Difference between Fourier transform and Wavelets

Very roughly speaking: you can think of the difference in terms of the Heisenberg Uncertainty Principle, one version of which says that "bandwidth" (frequency spread) and "duration" (temporal spread) cannot be both made arbitrarily small.

The classical Fourier transform of a function allows you to make a measurement with 0 bandwidth: the evaluation $\hat{f}(k)$ tells us precisely the size of the component of frequency $k$. But by doing so you lose all control on spatial duration: you do not know when in time the signal is sounded. This is the limiting case of the Uncertainty Principle: absolute precision on frequency and zero control on temporal spread. (Whereas the original signal, when measured at a fixed time, gives you only absolute precision on the amplitude at that fixed time, but zero information about the frequency spectrum of the signal, and represents the other extreme of the Uncertainty Principle.)

The wavelet transform take advantage of the intermediate cases of the Uncertainty Principle. Each wavelet measurement (the wavelet transform corresponding to a fixed parameter) tells you something about the temporal extent of the signal, as well as something about the frequency spectrum of the signal. That is to say, from the parameter $w$ (which is the analogue of the frequency parameter $k$ for the Fourier transform), we can derive a characteristic frequency $k(w)$ and a characteristic time $t(w)$, and say that our initial function includes a signal of "roughly frequency $k(w)$" that happened at "roughly time $t(w)$".

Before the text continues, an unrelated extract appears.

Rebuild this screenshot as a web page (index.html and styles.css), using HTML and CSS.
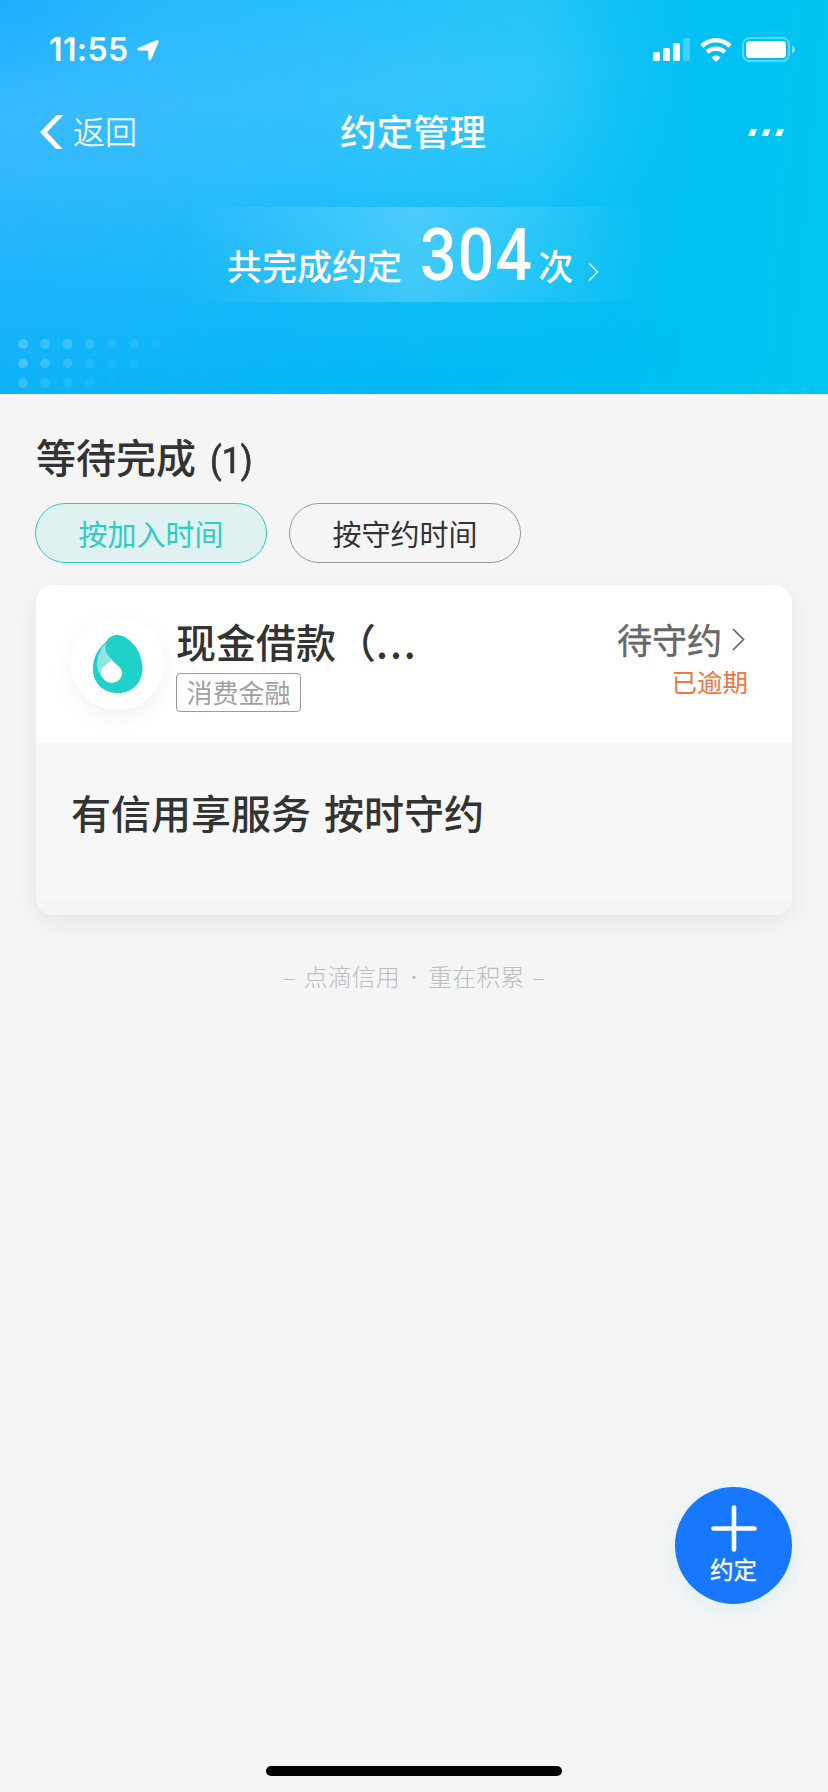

How is this helpful? Let us say we are looking at the signal of the light emitted from a traffic light. So for some time it will be red, and for some time it will be green (ignore the yellow for now). If we take the Fourier transform of the observed frequency, we can say that

  • At some time the traffic light shows red. (We know frequency to infinite precision, and that the red part of the signal is non-zero.)
  • At some time the traffic light shows green.

But a functioning traffic light would have either red or green shown at a time, and not both. And if the traffic light malfunctions and shows both lights at the same time, we would still see from the Fourier transform

  • At some time the traffic light shows red.
  • At some time the traffic light shows green.

But if we take the wavelet transform we can sacrifice frequency precision to gain temporal information. So with the wavelet transform done on the working traffic light we may see

  • At parameter $w$ which corresponds roughly to $t(w)$ being 1 o'clock sharp and $k(w)$ corresponding to red, the wavelet transform is large and non-zero. This can be taken to mean that sometime around 1 o'clock sharp (could be exactly 1 o'clock, could be 1 minute past, could be 30 second before) the light showed a color that is more or less red (could be a little bit purple, or maybe a little bit amber).
  • At parameter $w$ which corresponds roughly to $t(w)$ being 1 o'clock sharp and $k(w)$ corresponding to green, the wavelet transform is almost zero. This can be taken to mean that at all the times around 1 o'clock (say plus or minus 2 minutes) the traffic light does not show any hint of green.
  • At parameter $w$ which corresponds roughly to $t(w)$ being five minutes past 1 and $k(w)$ corresponding to green, the wavelet transform is large and non-zero. This would indicate that around 1:05 (maybe 1:06, or 1:04) the light shined greenish (could have a tinge of teal or a bit of yellow in it).

This would tell us that not only can the traffic light show both red and green lights, that at least at around 1 o'clock the light is working properly and only showing one light.


In layman's terms: A fourier transform (FT) will tell you what frequencies are present in your signal. A wavelet transform (WT) will tell you what frequencies are present and where (or at what scale). If you had a signal that was changing in time, the FT wouldn't tell you when (time) this has occurred. You can also think of replacing the time variable with a space variable, with a similar analogy.


Interesting question.

My guess would be that a wavelet can be defined within a specific time span. As the first sentence in the wikipedia page states:

A wavelet is a wave-like oscillation with an amplitude that starts out at zero(0), increases, and then decreases back to zero.

Thus a wavelet can be defined within a certain time span, starting at f(t_0) = 0 and ending at f(t_end) at 0. This then gives us time localization.

On the other hand, a Fourier transform is an integral from t = -infinity to t = +infinity. So there is no time localization. Even if you would transform a wavelet to it's frequency domain, still the relative phase relation of different contributing frequencies determine the position in time of the transformed wavelet.

Edit: Of course a Fourier transform can be performed on a certain time interval t, but keep in mind that, when transforming back to time domain, the transformed signal will repeat itself every time interval t. This again will give no localization in time for a Fourier transform.

NB: As it seems i can not comment to my own answer since i wasn't logged in, so instead i edited my own answer. Sorry for the inconvenience.